Reporter: Nathania Pessak | Editor: Rizki Caturini
JAKARTA. Setelah sempat menyentuh level tertinggi dalam tiga tahun terakhir di US$ 89,35 per metrik ton pada Selasa (1/8) lalu, harga batubara terus mengalami koreksi. Kamis (3/8), harga batubara kontrak pengiriman Oktober 2017 di ICE Europe anjlok 1,51% ke posisi US$ 87,75 per metrik ton. Meski begitu, dalam satu pekan, harga si emas hitam ini tetap terangkat 5,9%.
Direktur Garuda Berjangka Ibrahim menyatakan, harga batubara terkikis aksi ambil untung (profit taking). "Ini wajar terjadi. Lagipula kalau harga tinggi siapa yang mau beli," ujarnya, Jumat (4/8).
Menurut Research & Analyst Asia Tradepoint Futures Deddy Yusuf Siregar, batubara juga terkena efek dari penurunan harga minyak mentah dunia. Kemarin, harga minyak WTI melorot 0,65% jadi US$ 48,71 per barel. "Batubara, kan, substitusi dari minyak. Kalau harga minyak koreksi, batubara juga ikut terkena imbasnya," kata dia.
Sentimen negatif lainnya datang dari Indonesia. Yakni, wacana PT Perusahaan Listrik Negara (PLN) yang ingin mengakuisisi tambang batubara guna memenuhi kebutuhan megaproyek listrik 35.000 megawatt (MW).
Namun, ke depan katalis positif bakal lebih kuat menarik harga batubara ke atas. Tren kenaikan permintaan mulai terjadi di China dan India. Walau berusaha membatasi penggunaan batubara, ternyata permintaan India malah naik 2,2% selama tujuh bulan pertama 2017.
Tren bullish
Angin segar juga berembus dari Eropa, setelah Jerman dan Italia mengerek permintaan batubara guna mengamankan suplai listrik. Selain itu, Uni Eropa berencana memperpanjang penggunaan batubara untuk pembangkit listrik di kawasan benua biru.
Asal tahu saja, permintaan batubara Eropa meningkat dan menyebabkan ekspor batubara Amerika Serikat (AS) periode Januari hingga Mei tahun ini melesat sampai 60% dibandingkan dengan periode yang sama tahun lalu.
"Hingga kuartal III 2017, harga batubara masih berpotensi bullish, karena fundamentalnya masih bagus," tegas Deddy. Apalagi, suntikan tambahan datang pasca dua perusahaan tambang asal China, Ha'erwusu dan Baorixile, tidak bisa berproduksi.

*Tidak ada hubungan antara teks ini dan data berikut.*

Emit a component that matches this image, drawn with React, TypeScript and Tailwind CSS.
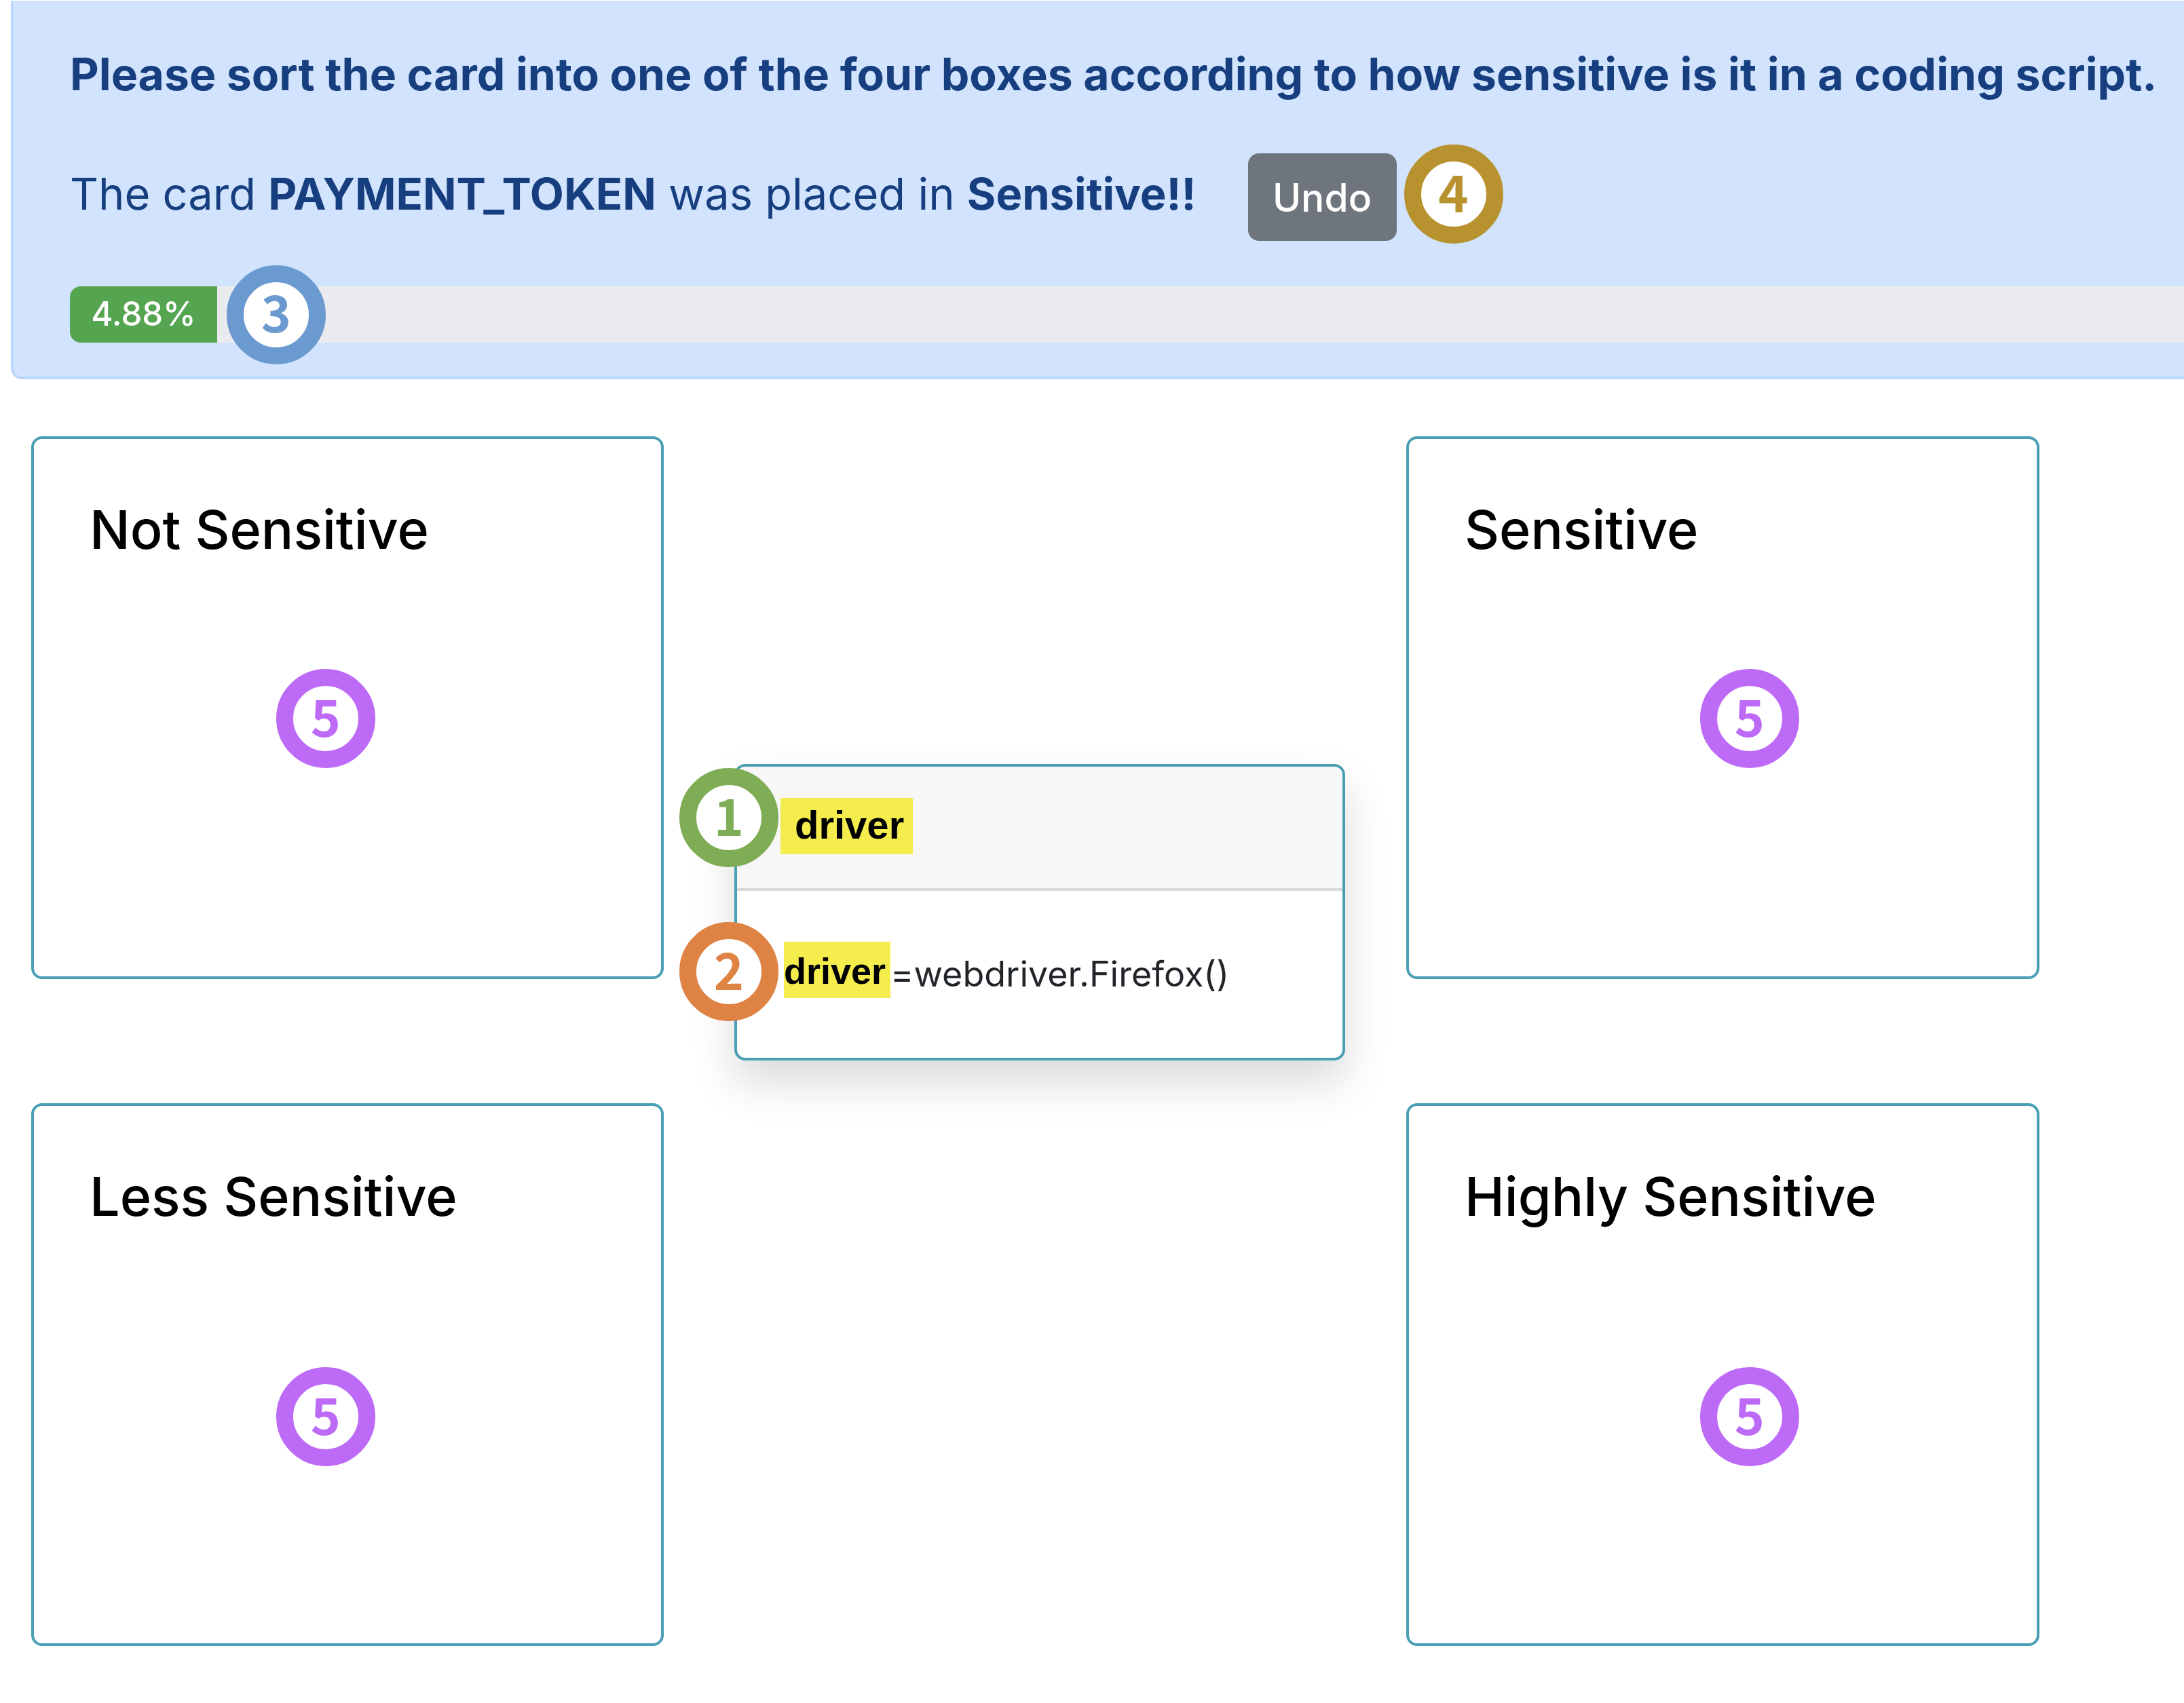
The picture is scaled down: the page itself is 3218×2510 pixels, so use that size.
import type { ReactNode } from "react";

type Box = { title: string; column: string; badge: string };

const boxes: Box[] = [
  { title: "Not Sensitive", column: "col-start-1 row-start-1", badge: "left-[357px] top-[339px]" },
  { title: "Sensitive", column: "col-start-3 row-start-1", badge: "left-[429px] top-[339px]" },
  { title: "Less Sensitive", column: "col-start-1 row-start-2", badge: "left-[357px] top-[385px]" },
  { title: "Highly Sensitive", column: "col-start-3 row-start-2", badge: "left-[429px] top-[385px]" },
];

const progress = 4.88;

function Badge({ className, children }: { className: string; children: ReactNode }) {
  return (
    <span
      className={`flex size-[146px] items-center justify-center rounded-full border-[25px] bg-white pb-3 font-['Noto_Sans_CJK_SC',sans-serif] text-[75px] leading-none font-bold ${className}`}
    >
      {children}
    </span>
  );
}

function SortBox({ title, column, badge }: Box) {
  return (
    <section
      className={`relative min-h-[800px] rounded-2xl border-4 border-[#4b9fb5] bg-white px-[82px] pt-[83px] ${column}`}
    >
      <h2 className="text-[79px] leading-[100px] font-medium text-black">{title}</h2>
      <Badge className={`absolute border-[#bd6bf7] text-[#bd6bf7] ${badge}`}>5</Badge>
    </section>
  );
}

export default function App() {
  return (
    <div className="min-h-screen overflow-x-hidden bg-white font-['Inter',sans-serif]">
      <header className="mt-px ml-4 rounded-bl-2xl border-b-4 border-l-4 border-[#bad6fc] bg-[#d1e3fd] pt-[58px] pb-[50px] pl-[83px] leading-[100px] text-[#173f7f]">
        <h1 className="text-[66px] font-bold whitespace-nowrap">
          Please sort the card into one of the four boxes according to how sensitive is it in a coding script.
        </h1>
        <div className="mt-[54px] flex h-[146px] items-center whitespace-nowrap">
          <p className="text-[65px]">
            The card <strong className="font-bold">PAYMENT_TOKEN</strong> was placed in{" "}
            <strong className="font-bold">Sensitive!!</strong>
          </p>
          <button
            type="button"
            className="mt-2 ml-[76px] h-[129px] w-[219px] rounded-2xl bg-[#6e757c] pt-1 text-[57px] font-medium text-white"
          >
            Undo
          </button>
          <Badge className="ml-[11px] border-[#b8922f] text-[#b8922f]">4</Badge>
        </div>
        <div className="relative mt-[63px]">
          <div
            role="progressbar"
            aria-label="Cards sorted"
            aria-valuenow={progress}
            aria-valuemin={0}
            aria-valuemax={100}
            className="flex h-[83px] overflow-hidden rounded-l-2xl bg-[#eaebee]"
          >
            <div className="flex w-[217px] items-center justify-center bg-[#55a550] pb-0.5 text-[49px] font-medium text-white">
              {progress}%
            </div>
          </div>
          <Badge className="absolute top-1/2 left-[231px] -translate-y-1/2 border-[#6b9ad0] text-[#6b9ad0]">3</Badge>
        </div>
      </header>

      <main className="mt-[84px] grid grid-cols-[932fr_1094fr_933fr] gap-y-[183px] pr-[213px] pb-[84px] pl-[46px]">
        {boxes.map((box) => (
          <SortBox key={box.title} {...box} />
        ))}

        <article className="relative col-start-2 row-span-2 row-start-1 mt-[483px] mr-[90px] ml-[104px] self-start rounded-2xl border-4 border-[#4b9fb5] bg-white shadow-[0_32px_64px_rgba(0,0,0,0.15)]">
          <div className="rounded-t-xl border-b-4 border-[#d9d9d9] bg-[#f7f7f7] pt-[46px] pb-[50px] pl-16">
            <mark className="block w-fit bg-[#f4ed4d] pr-[13px] pb-1 pl-[21px] font-['Liberation_Sans',sans-serif] text-[58px] leading-[79px] font-bold text-black">
              driver
            </mark>
          </div>
          <p className="flex pt-[75px] pb-[88px] pl-[69px] text-[52px] text-[#212529]">
            <mark className="bg-[#f4ed4d] pt-1 pr-[7px] font-['Liberation_Sans',sans-serif] text-[54px] leading-[79px] font-bold text-black">
              driver
            </mark>
            <span className="pt-3 leading-[71px]">=webdriver.Firefox()</span>
          </p>
          <Badge className="absolute top-0.5 -left-[85px] border-[#7ead55] text-[#7ead55]">1</Badge>
          <Badge className="absolute top-[229px] -left-[85px] border-[#df8344] text-[#df8344]">2</Badge>
        </article>
      </main>
    </div>
  );
}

Memasuki musim panas yang ekstrem juga membuat produksi batubara di Indonesia terganggu. Itu bisa berarti, kekurangan produksi mulai mengintai. "Sampai saat ini, cuaca masih jadi sentimen yang sangat berpengaruh ke harga," ucap Ibrahim.
Karena itu, Ibrahim memproyeksikan, harga batubara pekan depan kembali menguat di kisaran harga US$ 86,2 hingga US$ 90,3 per metrik ton. Sementara Deddy memperkirakan, awal pekan depan, harga batubara mengalami koreksi sesaat di level US$ 86 sampai US$ 89.
Secara teknikal, harga batubara bergulir di atas moving average (MA) 50, MA100, MA200 dan menunjukkan potensi penguatan. Sedangkan relative strength index (RSI) dan moving average convergence divergence (MACD) masing-masing berada di area 66 serta area positif. Tetapi, ada potensi koreksi mengingat indikator stochastic yang berada di area 94 yang cenderung overbought.